The Trump administration is aiming to make illegal migrants ineligible for bond hearings as they contest their deportation cases in court.
All foreign nationals who unlawfully crossed the U.S.-Mexico border must remain in detention for the duration of their deportation proceedings, according to interim guidance ordered by acting Immigration and Customs Enforcement (ICE) director Todd Lyons, the Department of Homeland Security (DHS) confirmed Tuesday.
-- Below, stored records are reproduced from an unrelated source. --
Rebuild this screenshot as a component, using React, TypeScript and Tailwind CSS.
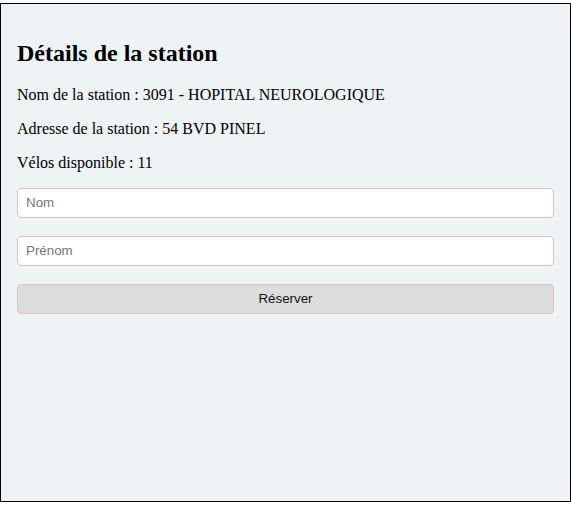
export default function App() {
  return (
    <div className="pt-[3px] bg-white">
      <div
        className="h-[499px] border border-black bg-[#eff3f4] px-4 pt-[36px]"
        style={{ fontFamily: '"Liberation Serif", "Times New Roman", serif' }}
      >
        <h2 className="text-[24px] font-bold leading-[27.6px] text-black mb-[18px]">
          Détails de la station
        </h2>
        <p className="text-[16px] leading-[18.4px] text-black mb-4">
          Nom de la station : 3091 - HOPITAL NEUROLOGIQUE
        </p>
        <p className="text-[16px] leading-[18.4px] text-black mb-4">
          Adresse de la station : 54 BVD PINEL
        </p>
        <p className="text-[16px] leading-[18.4px] text-black mb-[15px]">
          Vélos disponible : 11
        </p>
        <form
          className="flex flex-col gap-[18px]"
          style={{ fontFamily: '"Liberation Sans", Arial, sans-serif' }}
          onSubmit={(e) => e.preventDefault()}
        >
          <input
            type="text"
            placeholder="Nom"
            className="h-[30px] w-full rounded-[4px] border border-[#d8c6c6] bg-white px-2 text-[13.33px] text-black placeholder:text-[#767676] outline-none"
          />
          <input
            type="text"
            placeholder="Prénom"
            className="h-[30px] w-full rounded-[4px] border border-[#d8c6c6] bg-white px-2 text-[13.33px] text-black placeholder:text-[#767676] outline-none"
          />
          <button
            type="submit"
            className="h-[30px] w-full rounded-[4px] border border-[#d8c6c6] bg-[#dddddd] text-[13.33px] text-[#111]"
          >
            Réserver
          </button>
        </form>
      </div>
    </div>
  );
}
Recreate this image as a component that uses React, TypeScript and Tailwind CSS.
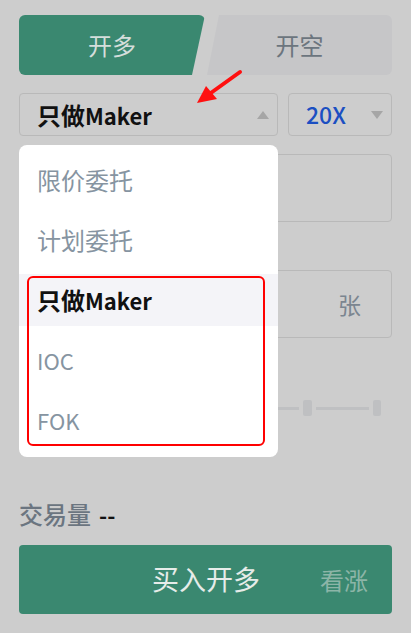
import React from "react";

const ORDER_TYPES = [
  { label: "限价委托", latin: "", active: false },
  { label: "计划委托", latin: "", active: false },
  { label: "只做", latin: "Maker", active: true },
  { label: "", latin: "IOC", active: false },
  { label: "", latin: "FOK", active: false },
];

export default function App() {
  return (
    <div className="relative h-[633px] w-[411px] overflow-hidden bg-[#cdcdcd] px-[19px] font-['Noto_Sans_CJK_SC','Noto_Sans',sans-serif]">
      {/* 开多 / 开空 tabs */}
      <div className="mt-[15px] flex h-[60px] gap-[2px]">
        <div className="flex w-[186px] items-center justify-center rounded-l-[6px] rounded-tr-[6px] bg-[#3a8870] text-[24px] text-[#d4dedb] [clip-path:polygon(0_0,100%_0,calc(100%-13px)_100%,0_100%)]">
          开多
        </div>
        <div className="flex flex-1 items-center justify-center rounded-r-[6px] bg-[#c6c6c8] text-[24px] text-[#6c757e] [clip-path:polygon(12px_0,100%_0,100%_100%,0_100%)]">
          开空
        </div>
      </div>

      {/* order type + leverage */}
      <div className="mt-[18px] flex h-[43px] gap-[10px]">
        <div className="flex w-[259px] items-center justify-between rounded-[4px] border border-[#b9b9b9] pl-[17px] pr-[8px]">
          <span className="text-[22px] font-semibold text-[#111]">
            <span className="text-[24px]">只做</span>Maker
          </span>
          <span className="h-0 w-0 border-x-[6px] border-b-[8px] border-x-transparent border-b-[#a6a6a6]" />
        </div>
        <div className="flex flex-1 items-center justify-between rounded-[4px] border border-[#b9b9b9] pl-[17px] pr-[8px]">
          <span className="text-[23px] font-medium text-[#1b4fc2]">20X</span>
          <span className="h-0 w-0 border-x-[6px] border-t-[8px] border-x-transparent border-t-[#a6a6a6]" />
        </div>
      </div>

      {/* form behind the menu */}
      <div className="mt-[18px] h-[68px] rounded-[4px] border border-[#b9b9b9]" />
      <div className="mt-[48px] flex h-[68px] items-center justify-end rounded-[4px] border border-[#b9b9b9] pr-[30px]">
        <span className="text-[23px] text-[#7b8590]">张</span>
      </div>
      <div className="mt-[60px] flex h-[20px] items-center">
        <div className="h-[40px] w-[2px] bg-[#b9c8c1]" />
        <div className="flex flex-1 items-center justify-end pr-[11px]">
          <div className="h-[3px] flex-1 bg-[#bfc0c2]" />
          <div className="mx-[4px] h-[16px] w-[9px] rounded-[2px] bg-[#bfc0c2]" />
          <div className="h-[3px] w-[53px] bg-[#bfc0c2]" />
          <div className="ml-[4px] h-[16px] w-[8px] rounded-[2px] bg-[#bfc0c2]" />
        </div>
      </div>

      <div className="mt-[78px] flex items-center gap-[8px] text-[24px] font-medium">
        <span className="text-[#6b7580]">交易量</span>
        <span className="text-[22px] font-bold text-[#111]">--</span>
      </div>

      <div className="mt-[13px] flex h-[69px] items-center rounded-[4px] bg-[#3a8870]">
        <span className="ml-[133px] text-[27px] text-[#e6ece9]">买入开多</span>
        <span className="ml-[60px] text-[24px] text-[#8cb5a7]">看涨</span>
      </div>

      {/* dropdown menu */}
      <div className="absolute left-[19px] top-[145px] w-[259px] rounded-[8px] bg-white pt-[5px] pb-[7px]">
        {ORDER_TYPES.map((t) => (
          <div key={t.label + t.latin} className="flex h-[60px] items-center">
            <div
              className={`flex h-[52px] w-full items-center pl-[18px] text-[22px] ${
                t.active ? "bg-[#f4f4f8] font-semibold text-[#111]" : "text-[#8694a1]"
              }`}
            >
              {t.label && <span className="text-[24px]">{t.label}</span>}
              {t.latin}
            </div>
          </div>
        ))}
        <div className="pointer-events-none absolute left-[8px] top-[131px] h-[170px] w-[238px] rounded-[6px] border-2 border-[#ff0000]" />
      </div>

      {/* red arrow annotation */}
      <svg className="absolute left-[190px] top-[66px]" width="56" height="42" viewBox="0 0 56 42">
        <line x1="50" y1="6" x2="18" y2="29" stroke="#ff1010" strokeWidth="4" strokeLinecap="round" />
        <polygon points="7,37 16,20 27,33" fill="#ff1010" />
      </svg>
    </div>
  );
}
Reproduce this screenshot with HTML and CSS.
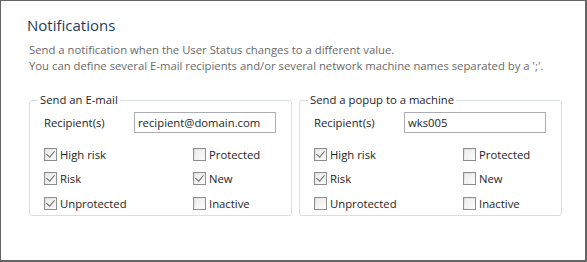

The directive, which was dated earlier in July, is expected to apply to millions of illegal migrants currently living in the country.
“The Biden administration dangerously unleashed millions of unvetted illegal aliens into American communities — and they used many loopholes to do so,” DHS Assistant Secretary Tricia McLaughlin said in a public statement shared with the Daily Caller News Foundation.
“President Trump and Secretary Noem are now enforcing this law as it was actually written to keep America safe,” McLaughlin continued. “Politicians and activists can cry wolf all they want, but it won’t deter this administration from keeping these criminals and lawbreakers off American streets — and now thanks to the Big Beautiful Bill, we will have plenty of bed space to do so.”
The policy change could prove monumental in disincentivizing illegal immigration, with countless illegal migrants having long been allowed to live and work freely in the U.S. after being released from immigration custody, typically due to limited detention capacity.
“Detention is absolutely the best way to approach this, if you can do it,” Mark Krikorian, executive director of the Center for Immigration Studies, an organization that advocates for lower levels of immigration, stated to the Washington Post. The Post first reported on the ICE directive.
“It costs a lot of money, obviously,” Krikorian continued. “You’re pretty much guaranteed to be able to remove the person, if there’s a negative finding, if he’s in detention.”
Due to capacity limitations and other factors, ICE detains noncitizens “only when necessary,” according to its 2024 annual report. However, illegal migrants are currently subject to mandatory detention without bond if they’ve been convicted of murder or other heinous crimes — and Trump signed into law the Laken Riley Act, requiring mandatory detention of illegal migrants involved in theft-related crimes.
The directive by Lyons follows President Donald Trump’s signing of the Big, Beautiful Bill into law, which supercharges funding for ICE enforcement and detention.
Approximately $170 billion in funding from the mega-bill has been designated for immigration and border enforcement. Of this funding, more than $45 billion is specifically earmarked for ICE detention space over the next four years, which will open tens of thousands of new beds at ICE facilities across the U.S.
As of June 29, just over 57,800 individuals were in ICE detention, according to the latest data from the Transactional Records Access Clearinghouse at Syracuse University. The Trump administration anticipates that an enormous cash infusion will allow the country’s detention capacity to expand to roughly 100,000 beds, allowing room to keep more migrants detained, according to the Brennan Center for Justice.
Editor’s note: This article has been updated to include a statement from the Department of Homeland Security.